When friends collide

With Israeli and American interests diverging, stakes will be high and negotiations tricky when President Bush and Ariel Sharon meet this week.

Published October 15, 2002 7:15PM (EDT)

Last Wednesday, members of the Israeli cabinet were flown to the Negev desert in southern Israel to attend an army training drill. Under the blazing sun of late summer, Prime Minister Ariel Sharon, his ministers and the country's top brass watched the ground forces "occupy" a mock Palestinian village and saw a bulldozer razing one of the "homes." Sharon used the stage to talk about the coming American attack on Iraq. "The clouds of war are darkening in our region, and I hope they will not reach us," he told the TV cameras, "but this should be known: If Israel is attacked, it will defend its citizens."

With this carefully worded statement, Sharon broke a self-imposed silence on the Iraq issue. Only days before, he had acquiesced to an American demand and ordered his fellow cabinet members to avoid discussing it. The timing of his warning was significant. On Wednesday, the Israeli leader will meet with President George W. Bush for the seventh time.

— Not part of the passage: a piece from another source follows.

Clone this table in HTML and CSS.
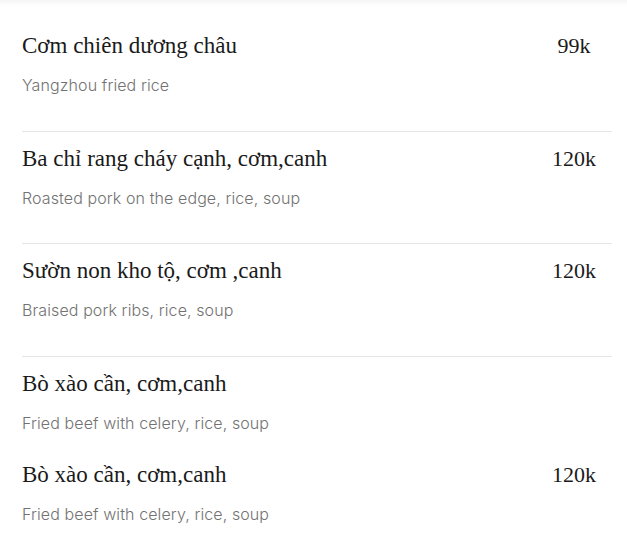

One of Sharon's aides described it as a "critical" meeting: Sharon's leadership will be put to the test as the Middle East prepares for an earthquake that is likely to change its strategic landscape, perhaps for decades to come. Both Sharon and Bush want to use the meeting to clarify the rules of behavior, at least until the war is over, and to start discussing the realities of "the day after."

Two issues, Iraq and the Palestinian-Israeli conflict, will dominate the White House encounter. The American attitude on Iraq is clear and simple: Bush wants Israel to stay completely away from his campaign. Any overt Israeli dimension to the war will weaken America's shaky alliances throughout the Arab world and stir up more Muslim rage against the United States. Israel has been asked to lower its profile to prevent any impression that the U.S. is going to wage war against an Arab state on Israel's behalf.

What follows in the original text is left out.